• Exercise aim:
Can you transcribe the data exactly? Leave the pictures out.

(Records with interface code)
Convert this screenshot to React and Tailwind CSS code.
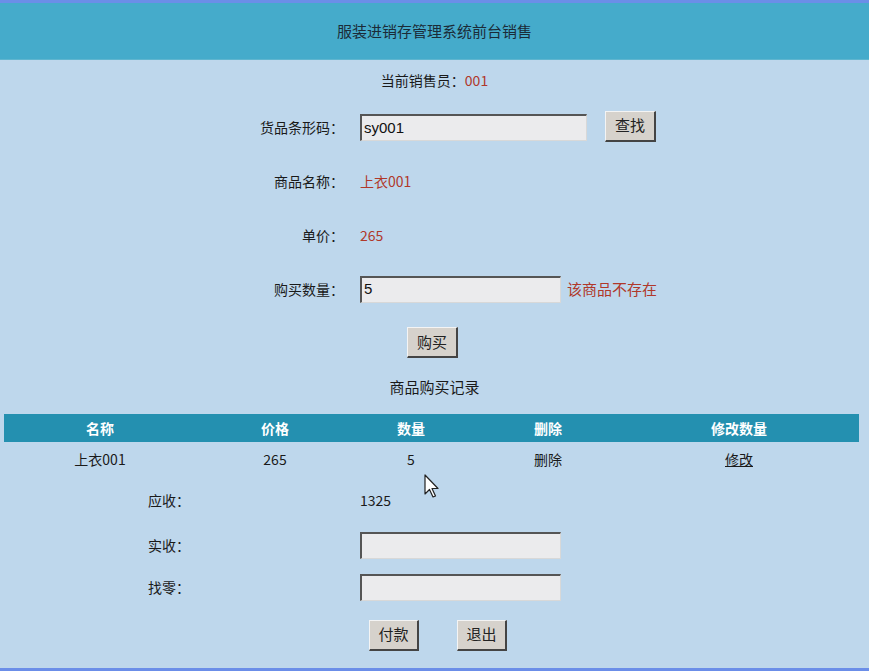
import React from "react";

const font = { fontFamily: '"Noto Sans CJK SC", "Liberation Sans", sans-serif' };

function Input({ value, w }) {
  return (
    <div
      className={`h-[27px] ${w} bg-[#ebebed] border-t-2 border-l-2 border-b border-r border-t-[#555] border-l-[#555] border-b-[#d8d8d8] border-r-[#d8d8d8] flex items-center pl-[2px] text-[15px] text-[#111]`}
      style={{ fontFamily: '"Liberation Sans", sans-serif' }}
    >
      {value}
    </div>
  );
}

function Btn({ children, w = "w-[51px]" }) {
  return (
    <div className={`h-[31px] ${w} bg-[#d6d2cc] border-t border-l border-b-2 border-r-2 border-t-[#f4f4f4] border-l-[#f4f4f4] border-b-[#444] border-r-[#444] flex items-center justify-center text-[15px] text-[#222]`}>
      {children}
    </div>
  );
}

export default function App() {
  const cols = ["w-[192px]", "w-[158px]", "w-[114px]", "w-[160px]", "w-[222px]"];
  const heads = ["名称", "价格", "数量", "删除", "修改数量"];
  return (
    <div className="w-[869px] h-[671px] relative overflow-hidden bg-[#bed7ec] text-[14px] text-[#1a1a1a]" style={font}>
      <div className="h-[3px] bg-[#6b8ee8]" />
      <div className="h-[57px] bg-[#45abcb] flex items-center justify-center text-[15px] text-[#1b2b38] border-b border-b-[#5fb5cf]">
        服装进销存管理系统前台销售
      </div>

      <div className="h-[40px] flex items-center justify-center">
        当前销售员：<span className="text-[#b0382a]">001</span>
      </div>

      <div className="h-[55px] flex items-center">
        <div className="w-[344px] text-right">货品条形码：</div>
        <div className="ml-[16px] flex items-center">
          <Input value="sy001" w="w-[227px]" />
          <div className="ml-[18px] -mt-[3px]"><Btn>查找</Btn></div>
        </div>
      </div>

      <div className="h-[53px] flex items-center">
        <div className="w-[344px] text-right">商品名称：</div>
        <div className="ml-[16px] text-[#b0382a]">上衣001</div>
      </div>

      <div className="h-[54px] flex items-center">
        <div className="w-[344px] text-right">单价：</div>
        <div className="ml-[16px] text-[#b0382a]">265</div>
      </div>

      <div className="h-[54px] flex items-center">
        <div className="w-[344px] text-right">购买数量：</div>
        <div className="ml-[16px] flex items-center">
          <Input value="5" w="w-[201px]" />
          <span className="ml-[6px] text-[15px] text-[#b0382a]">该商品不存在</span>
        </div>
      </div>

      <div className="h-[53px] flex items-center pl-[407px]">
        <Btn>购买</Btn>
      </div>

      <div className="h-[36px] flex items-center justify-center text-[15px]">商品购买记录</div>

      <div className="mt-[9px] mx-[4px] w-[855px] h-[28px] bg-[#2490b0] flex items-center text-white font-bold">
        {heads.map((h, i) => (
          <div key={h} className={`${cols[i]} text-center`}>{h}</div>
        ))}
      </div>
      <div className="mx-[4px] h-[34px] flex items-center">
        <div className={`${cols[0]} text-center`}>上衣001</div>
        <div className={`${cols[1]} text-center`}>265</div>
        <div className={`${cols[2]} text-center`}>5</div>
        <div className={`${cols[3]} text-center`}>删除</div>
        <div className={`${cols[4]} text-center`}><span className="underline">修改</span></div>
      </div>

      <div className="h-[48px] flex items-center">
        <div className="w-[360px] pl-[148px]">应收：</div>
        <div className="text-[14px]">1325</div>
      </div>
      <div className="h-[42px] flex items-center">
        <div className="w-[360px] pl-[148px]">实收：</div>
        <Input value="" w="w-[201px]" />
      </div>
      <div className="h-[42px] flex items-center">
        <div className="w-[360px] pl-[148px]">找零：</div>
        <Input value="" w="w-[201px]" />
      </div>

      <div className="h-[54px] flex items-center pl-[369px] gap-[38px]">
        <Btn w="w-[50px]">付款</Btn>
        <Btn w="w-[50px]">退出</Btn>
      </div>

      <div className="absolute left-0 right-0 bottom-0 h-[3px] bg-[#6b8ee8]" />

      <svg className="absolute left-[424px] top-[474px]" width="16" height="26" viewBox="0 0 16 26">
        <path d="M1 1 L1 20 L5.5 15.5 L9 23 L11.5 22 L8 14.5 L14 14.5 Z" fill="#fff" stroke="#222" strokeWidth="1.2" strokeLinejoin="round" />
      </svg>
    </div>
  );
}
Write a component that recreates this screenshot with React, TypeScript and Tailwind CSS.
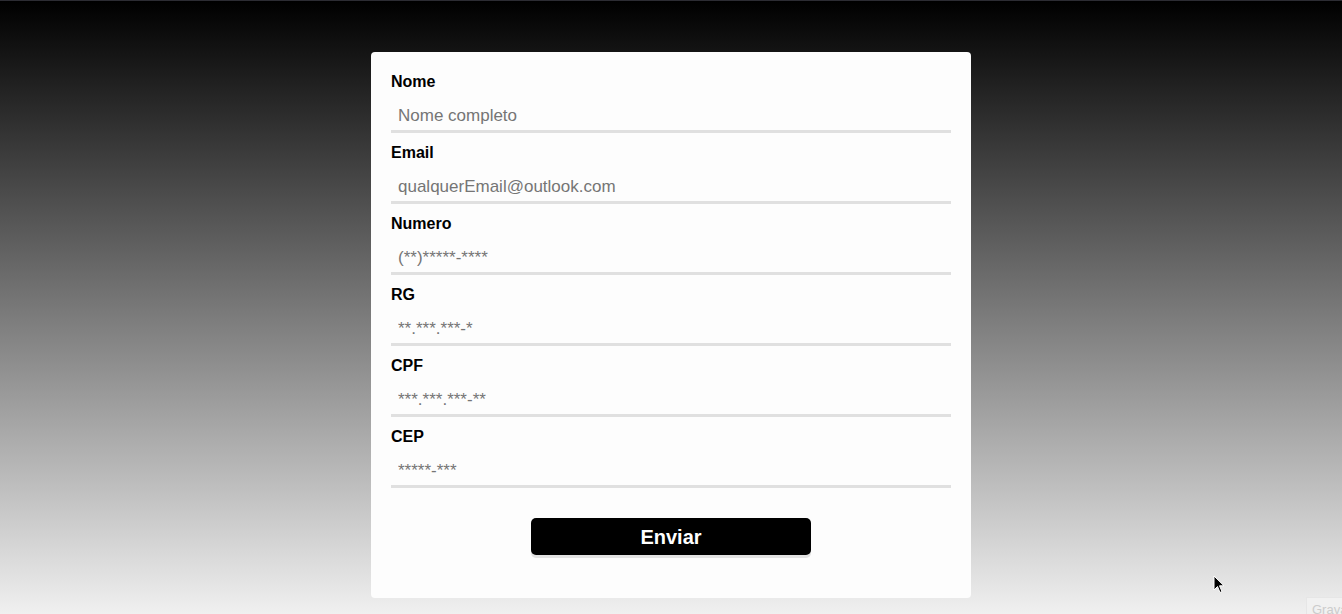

• Worked solution:
Convert this screenshot to React and Tailwind CSS code.
import React from "react";

const font = { fontFamily: '"Noto Sans CJK SC", "Liberation Sans", sans-serif' };

function Input({ value, w }) {
  return (
    <div
      className={`h-[27px] ${w} bg-[#ebebed] border-t-2 border-l-2 border-b border-r border-t-[#555] border-l-[#555] border-b-[#d8d8d8] border-r-[#d8d8d8] flex items-center pl-[2px] text-[15px] text-[#111]`}
      style={{ fontFamily: '"Liberation Sans", sans-serif' }}
    >
      {value}
    </div>
  );
}

function Btn({ children, w = "w-[51px]" }) {
  return (
    <div className={`h-[31px] ${w} bg-[#d6d2cc] border-t border-l border-b-2 border-r-2 border-t-[#f4f4f4] border-l-[#f4f4f4] border-b-[#444] border-r-[#444] flex items-center justify-center text-[15px] text-[#222]`}>
      {children}
    </div>
  );
}

export default function App() {
  const cols = ["w-[192px]", "w-[158px]", "w-[114px]", "w-[160px]", "w-[222px]"];
  const heads = ["名称", "价格", "数量", "删除", "修改数量"];
  return (
    <div className="w-[869px] h-[671px] relative overflow-hidden bg-[#bed7ec] text-[14px] text-[#1a1a1a]" style={font}>
      <div className="h-[3px] bg-[#6b8ee8]" />
      <div className="h-[57px] bg-[#45abcb] flex items-center justify-center text-[15px] text-[#1b2b38] border-b border-b-[#5fb5cf]">
        服装进销存管理系统前台销售
      </div>

      <div className="h-[40px] flex items-center justify-center">
        当前销售员：<span className="text-[#b0382a]">001</span>
      </div>

      <div className="h-[55px] flex items-center">
        <div className="w-[344px] text-right">货品条形码：</div>
        <div className="ml-[16px] flex items-center">
          <Input value="sy001" w="w-[227px]" />
          <div className="ml-[18px] -mt-[3px]"><Btn>查找</Btn></div>
        </div>
      </div>

      <div className="h-[53px] flex items-center">
        <div className="w-[344px] text-right">商品名称：</div>
        <div className="ml-[16px] text-[#b0382a]">上衣001</div>
      </div>

      <div className="h-[54px] flex items-center">
        <div className="w-[344px] text-right">单价：</div>
        <div className="ml-[16px] text-[#b0382a]">265</div>
      </div>

      <div className="h-[54px] flex items-center">
        <div className="w-[344px] text-right">购买数量：</div>
        <div className="ml-[16px] flex items-center">
          <Input value="5" w="w-[201px]" />
          <span className="ml-[6px] text-[15px] text-[#b0382a]">该商品不存在</span>
        </div>
      </div>

      <div className="h-[53px] flex items-center pl-[407px]">
        <Btn>购买</Btn>
      </div>

      <div className="h-[36px] flex items-center justify-center text-[15px]">商品购买记录</div>

      <div className="mt-[9px] mx-[4px] w-[855px] h-[28px] bg-[#2490b0] flex items-center text-white font-bold">
        {heads.map((h, i) => (
          <div key={h} className={`${cols[i]} text-center`}>{h}</div>
        ))}
      </div>
      <div className="mx-[4px] h-[34px] flex items-center">
        <div className={`${cols[0]} text-center`}>上衣001</div>
        <div className={`${cols[1]} text-center`}>265</div>
        <div className={`${cols[2]} text-center`}>5</div>
        <div className={`${cols[3]} text-center`}>删除</div>
        <div className={`${cols[4]} text-center`}><span className="underline">修改</span></div>
      </div>

      <div className="h-[48px] flex items-center">
        <div className="w-[360px] pl-[148px]">应收：</div>
        <div className="text-[14px]">1325</div>
      </div>
      <div className="h-[42px] flex items-center">
        <div className="w-[360px] pl-[148px]">实收：</div>
        <Input value="" w="w-[201px]" />
      </div>
      <div className="h-[42px] flex items-center">
        <div className="w-[360px] pl-[148px]">找零：</div>
        <Input value="" w="w-[201px]" />
      </div>

      <div className="h-[54px] flex items-center pl-[369px] gap-[38px]">
        <Btn w="w-[50px]">付款</Btn>
        <Btn w="w-[50px]">退出</Btn>
      </div>

      <div className="absolute left-0 right-0 bottom-0 h-[3px] bg-[#6b8ee8]" />

      <svg className="absolute left-[424px] top-[474px]" width="16" height="26" viewBox="0 0 16 26">
        <path d="M1 1 L1 20 L5.5 15.5 L9 23 L11.5 22 L8 14.5 L14 14.5 Z" fill="#fff" stroke="#222" strokeWidth="1.2" strokeLinejoin="round" />
      </svg>
    </div>
  );
}
Write a component that recreates this screenshot with React, TypeScript and Tailwind CSS.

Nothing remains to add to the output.